Pakistan staged naval exercises with Bangladesh in the Bay of 
Bengal on Indias east coast last month, followed almost immediately 
by a precedent-setting port call by three Pakistani naval vessels to 
the secretive military regime in Burma. 
The Texas-based private intelligence service Stratfor recently 
noted that Islamabad "is looking toward naval cooperation with Indias 
eastern neighbors to gain something it has not had since East Pakistan 
became Bangladesh -- the ability to flank India." 
A Pakistan Ministry of Defense source said of Gwadar: "The 
decision is a landmark as a tactical deterrent to the mighty Indian 
naval establishment in the Arabian Sea and the Indian Ocean." 
New Delhi has begun its own "Look to the East" campaign, 
cultivating better ties with Vietnam and Burma, while seeking its own 
flanking maneuver against Pakistan with improved relations with Iran 
and Israel. 
The United States has also made a pronounced shift toward India, 
even as Pakistans military and commercial ties to China have 
The Washington Times in February reported that a CIA analysis 
has concluded Beijing continues to send "substantial" assistance to 
Pakistan for its ballistic missile program, and U.S. experts say they 
cannot rule out Chinese aid for Pakistans nuclear missile program as 
China has clashed repeatedly with the United States over Taiwan 
and with Southeast Asian nations over territorial claims in the South 
China Sea. 
In addition, Beijing has recently been courting dissident 
elements in Indonesia and island governments throughout the South 
Pacific, a direct challenge to the long-standing U.S. and Australian 
naval presence in the area. 
The Gwadar deal was formally announced during an extremely 
cordial four-day visit earlier this month by Chinese Prime Minister 
Zhu Rongji to Pakistan, a visit that produced a number of bilateral 
deals to increase cooperation in trade, rail transport and tourism. 

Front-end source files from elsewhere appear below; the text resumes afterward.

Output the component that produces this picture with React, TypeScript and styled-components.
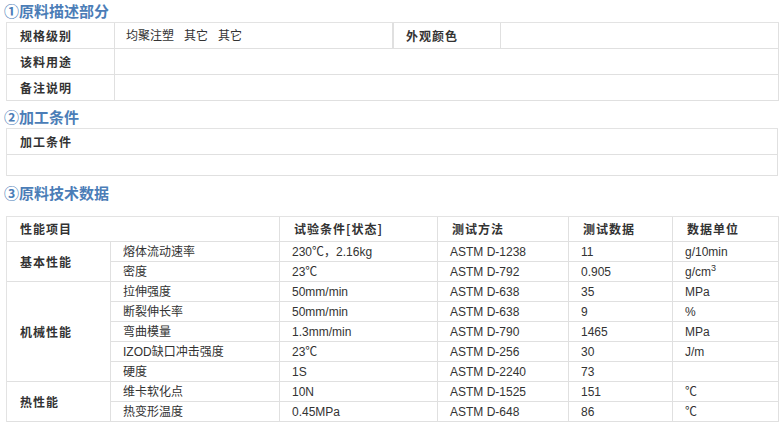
import React from "react";
import styled, { createGlobalStyle } from "styled-components";

const Global = createGlobalStyle`
  html, body { margin: 0; padding: 0; background: #fff; }
  body {
    font-family: "Liberation Sans", Arial, "Noto Sans CJK SC", sans-serif;
    font-size: 12px;
    color: #333;
  }
`;

const Page = styled.div`
  width: 784px;
  padding: 0 6px 0 6px;
  box-sizing: border-box;
`;

const Title = styled.h3<{ $gap?: number; $top?: number }>`
  margin: 0;
  padding: ${(p) => p.$top ?? 1}px 0 0 0;
  margin-left: -2px;
  height: ${(p) => p.$gap ?? 22}px;
  box-sizing: border-box;
  font-family: "Noto Sans CJK SC", sans-serif;
  font-size: 15px;
  line-height: 20px;
  font-weight: 700;
  color: #4b7db7;
  overflow: visible;
`;

const Table = styled.table`
  width: 772px;
  border-collapse: separate;
  border-spacing: 0;
  table-layout: fixed;
  border-top: 1px solid #e3e3e3;
  border-left: 1px solid #e3e3e3;
`;

const Cell = styled.td<{ $h?: number; $bold?: boolean; $pad?: number; $lb?: boolean }>`
  height: ${(p) => p.$h ?? 19}px;
  padding: 0 0 0 ${(p) => p.$pad ?? 12}px;
  border-right: 1px solid #e0e0e0;
  border-bottom: 1px solid #e0e0e0;
  ${(p) => (p.$lb ? "border-left: 1px solid #e0e0e0;" : "")}
  font-family: ${(p) =>
    p.$bold
      ? `"Noto Sans CJK SC", sans-serif`
      : `"Liberation Sans", Arial, "Noto Sans CJK SC", sans-serif`};
  font-weight: ${(p) => (p.$bold ? 700 : 400)};
  letter-spacing: ${(p) => (p.$bold ? "1px" : "0")};
  font-size: 12px;
  line-height: 16px;
  color: #333;
  white-space: nowrap;
  vertical-align: middle;
  text-align: left;
`;

const Sup = styled.sup`
  font-size: 9px;
  line-height: 0;
  vertical-align: 5px;
`;

type Row = { name: string; cond: string; method: string; data: string; unit: React.ReactNode };
type Group = { cat: string; rows: Row[] };

const groups: Group[] = [
  {
    cat: "基本性能",
    rows: [
      { name: "熔体流动速率", cond: "230℃，2.16kg", method: "ASTM D-1238", data: "11", unit: "g/10min" },
      { name: "密度", cond: "23℃", method: "ASTM D-792", data: "0.905", unit: <>g/cm<Sup>3</Sup></> },
    ],
  },
  {
    cat: "机械性能",
    rows: [
      { name: "拉伸强度", cond: "50mm/min", method: "ASTM D-638", data: "35", unit: "MPa" },
      { name: "断裂伸长率", cond: "50mm/min", method: "ASTM D-638", data: "9", unit: "%" },
      { name: "弯曲模量", cond: "1.3mm/min", method: "ASTM D-790", data: "1465", unit: "MPa" },
      { name: "IZOD缺口冲击强度", cond: "23℃", method: "ASTM D-256", data: "30", unit: "J/m" },
      { name: "硬度", cond: "1S", method: "ASTM D-2240", data: "73", unit: "" },
    ],
  },
  {
    cat: "热性能",
    rows: [
      { name: "维卡软化点", cond: "10N", method: "ASTM D-1525", data: "151", unit: "℃" },
      { name: "热变形温度", cond: "0.45MPa", method: "ASTM D-648", data: "86", unit: "℃" },
    ],
  },
];

export default function App() {
  return (
    <>
      <Global />
      <Page>
        <Title $gap={22}>①原料描述部分</Title>
        <Table>
          <colgroup>
            <col style={{ width: 108 }} />
            <col style={{ width: 278 }} />
            <col style={{ width: 108 }} />
            <col style={{ width: 278 }} />
          </colgroup>
          <tbody>
            <tr>
              <Cell $h={25} $bold $pad={13}>规格级别</Cell>
              <Cell $h={25} $pad={11}>均聚注塑&nbsp;&nbsp;&nbsp;其它&nbsp;&nbsp;&nbsp;其它</Cell>
              <Cell $h={25} $bold $pad={12} $lb>外观颜色</Cell>
              <Cell $h={25}></Cell>
            </tr>
            <tr>
              <Cell $h={25} $bold $pad={13}>该料用途</Cell>
              <Cell $h={25} colSpan={3}></Cell>
            </tr>
            <tr>
              <Cell $h={25} $bold $pad={13}>备注说明</Cell>
              <Cell $h={25} colSpan={3}></Cell>
            </tr>
          </tbody>
        </Table>
        <Title $gap={27} $top={6}>②加工条件</Title>
        <Table>
          <tbody>
            <tr>
              <Cell $h={25} $bold $pad={13}>加工条件</Cell>
            </tr>
            <tr>
              <Cell $h={20}></Cell>
            </tr>
          </tbody>
        </Table>
        <Title $gap={40} $top={7}>③原料技术数据</Title>
        <Table>
          <colgroup>
            <col style={{ width: 104 }} />
            <col style={{ width: 169 }} />
            <col style={{ width: 158 }} />
            <col style={{ width: 131 }} />
            <col style={{ width: 104 }} />
            <col style={{ width: 106 }} />
          </colgroup>
          <tbody>
            <tr>
              <Cell $h={24} $bold $pad={13} colSpan={2}>性能项目</Cell>
              <Cell $h={24} $bold $pad={14}>试验条件[状态]</Cell>
              <Cell $h={24} $bold $pad={14}>测试方法</Cell>
              <Cell $h={24} $bold $pad={14}>测试数据</Cell>
              <Cell $h={24} $bold $pad={14}>数据单位</Cell>
            </tr>
            {groups.map((g) =>
              g.rows.map((r, i) => (
                <tr key={g.cat + r.name}>
                  {i === 0 && (
                    <Cell $bold $pad={13} rowSpan={g.rows.length}>
                      {g.cat}
                    </Cell>
                  )}
                  <Cell>{r.name}</Cell>
                  <Cell>{r.cond}</Cell>
                  <Cell>{r.method}</Cell>
                  <Cell>{r.data}</Cell>
                  <Cell>{r.unit}</Cell>
                </tr>
              ))
            )}
          </tbody>
        </Table>
      </Page>
    </>
  );
}
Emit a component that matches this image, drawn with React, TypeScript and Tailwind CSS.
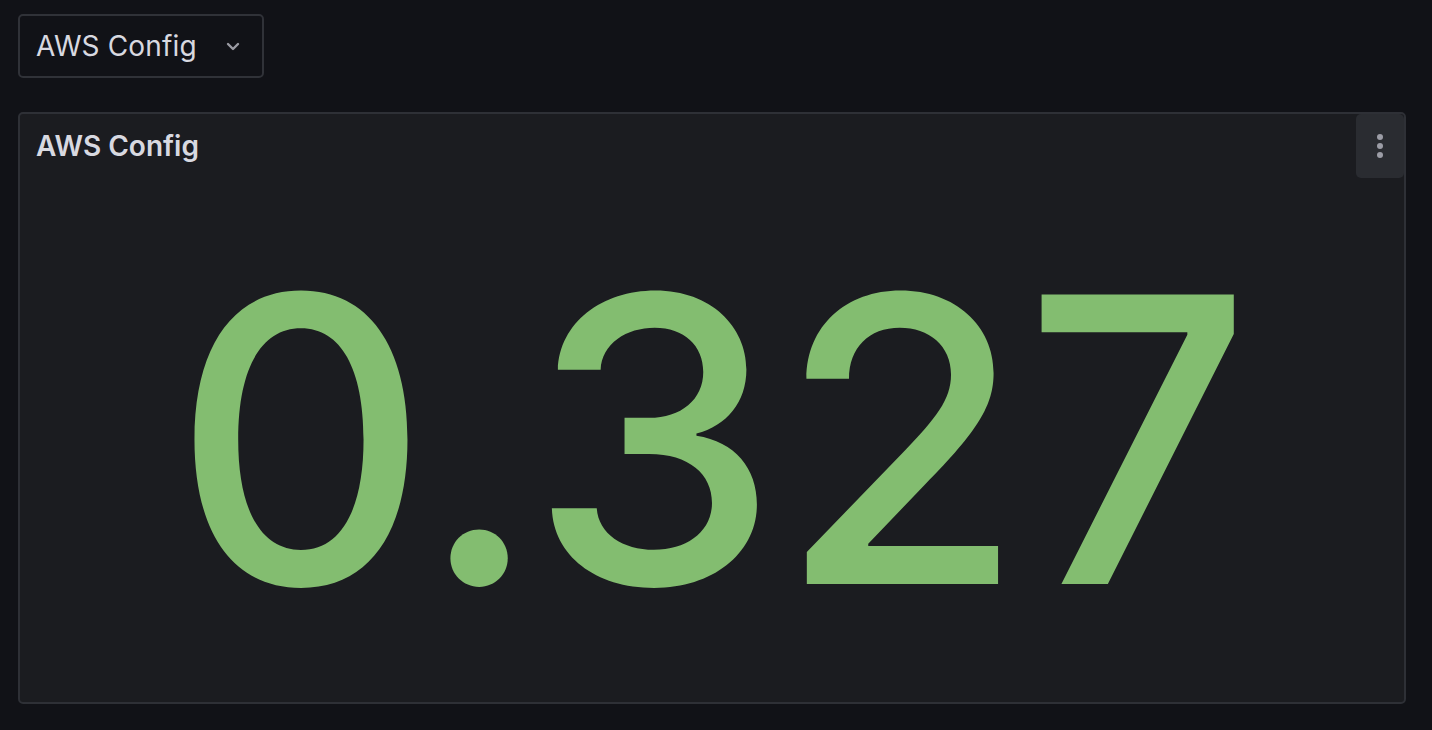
import React from "react";

export default function App() {
  return (
    <div
      className="w-[1432px] h-[730px] bg-[#111217] flex flex-col px-[18px] pt-[14px] overflow-hidden"
      style={{ fontFamily: "Inter, 'Liberation Sans', sans-serif" }}
    >
      <div className="flex">
        <div className="h-[64px] w-[246px] border-2 border-[#303238] rounded-[5px] flex items-center pl-[16px] pr-[22px] justify-between">
          <span className="text-[28px] text-[#d8d9e0] tracking-[0.15px]">AWS Config</span>
          <svg width="14" height="9" viewBox="0 0 14 9" className="mt-[1px]">
            <path d="M2 2 L7 7 L12 2" fill="none" stroke="#9a9ba3" strokeWidth="2.4" strokeLinecap="round" strokeLinejoin="round" />
          </svg>
        </div>
      </div>
      <div className="mt-[34px] h-[592px] w-[1388px] border-2 border-[#2e3036] rounded-[5px] bg-[#1b1c20] flex flex-col">
        <div className="flex items-start justify-between h-[64px]">
          <span className="text-[28px] font-semibold text-[#d8d9e0] ml-[16px] mt-[11px]">AWS Config</span>
          <div className="w-[48px] h-[64px] bg-[#2a2c31] rounded-[5px] flex flex-col items-center justify-center gap-[3px]">
            <span className="w-[6px] h-[6px] rounded-full bg-[#9c9da6]" />
            <span className="w-[6px] h-[6px] rounded-full bg-[#9c9da6]" />
            <span className="w-[6px] h-[6px] rounded-full bg-[#9c9da6]" />
          </div>
        </div>
        <div className="flex-1 flex items-center justify-center">
          <span className="text-[398px] leading-none text-[#83bd70] font-medium mt-[-2px]">0.327</span>
        </div>
      </div>
    </div>
  );
}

Pakistani Chief Executive Gen. Pervez Musharraf, who seized power 
in an October 1999 coup condemned by the United States, said: "I am 
confident that [the Zhu visit] will send out a strong signal to 
everyone of the continuing strength and durability of the multifaceted 
relationship between Pakistan and China." 
Just days after Mr. Zhu left, two Chinese naval vessels were 
received with high honors in Karachi, Pakistan, to celebrate 50 years 
of friendly relations between the two nations. Rear Adm. Zhang Yan, 
deputy commander of the North Sea China Fleet, met with top officers 
of the Pakistan navy and attended a dinner at the Pakistan Maritime 
A backwater fishing village with an airport but primitive road 
connections, Gwadar barely rates a mention in Pakistani tour guides. 
Plans to build a deep-sea port in the excellent and well-guarded 
harbor have foundered a number of times, most recently when an accord 
between Pakistan and Singapore announced in 1995 fell through. 
According to Pakistani press reports and the official Chinese 
Xinhua news agency, the Gwadar "megaproject" includes a deep-sea port 
and land connections to Karachi to the east and Ashgabat, the capital 
of Turkmenistan, to the northwest. 
In addition, a new dam will be built to ensure adequate water 
supplies to support an increased population and industrial activity. 
Pakistani military planners have long recognized the commercial 
and military significance of the site, which is near the mouth of the 
Gulf of Oman about 50 miles from Pakistans border with Iran. The port 
of Karachi currently handles about 98 percent of the countrys 
shipping and Pakistani military planners were stunned by the ease with 
which Indian forces bottled up the Pakistan navy in Karachi during a 
1999 standoff over Kashmir. 
Bhashyam Kasturi, writing in the September 1999 issue of the 
journal Strategic Affairs, noted that the commercial and military 
development of Gwadar would give the Pakistan navy the "capability to 
potentially choke the movement of oil and other trade" and move 
Pakistani naval assets farther away from Indian attack. 
"A single Agost 90B submarine operating out of Gwadar, armed with 
Exocet anti-ship missiles, could be an effective sea-denial platform 
in the Straits of Hormuz," Mr. Kasturi wrote. 
Indian officials privately say they are very aware of the Chinese 
activity both in Gwadar and on Indias eastern flank in the Bay of 
Bengal, both of which give Beijing the potential to influence and even 
choke off maritime trading routes critical to India and to the flow of 
oil and other goods throughout the Pacific Rim. 
The Gwadar project has remained a commercial venture, at least on 
paper, so the Indian government has not publicly aired its concerns 
about last months accords. 
But "India needs to carefully analyze whether Chinas action of 
increasing its presence in the Bay of Bengal through close links with 
[Burma] and its decision to help Pakistan with [Gwadar] are merely 
defensive or whether they are designed to assert a military presence 
encircling India," according to a recent analysis in the trade 
publication Alexanders Oil and Gas Connections.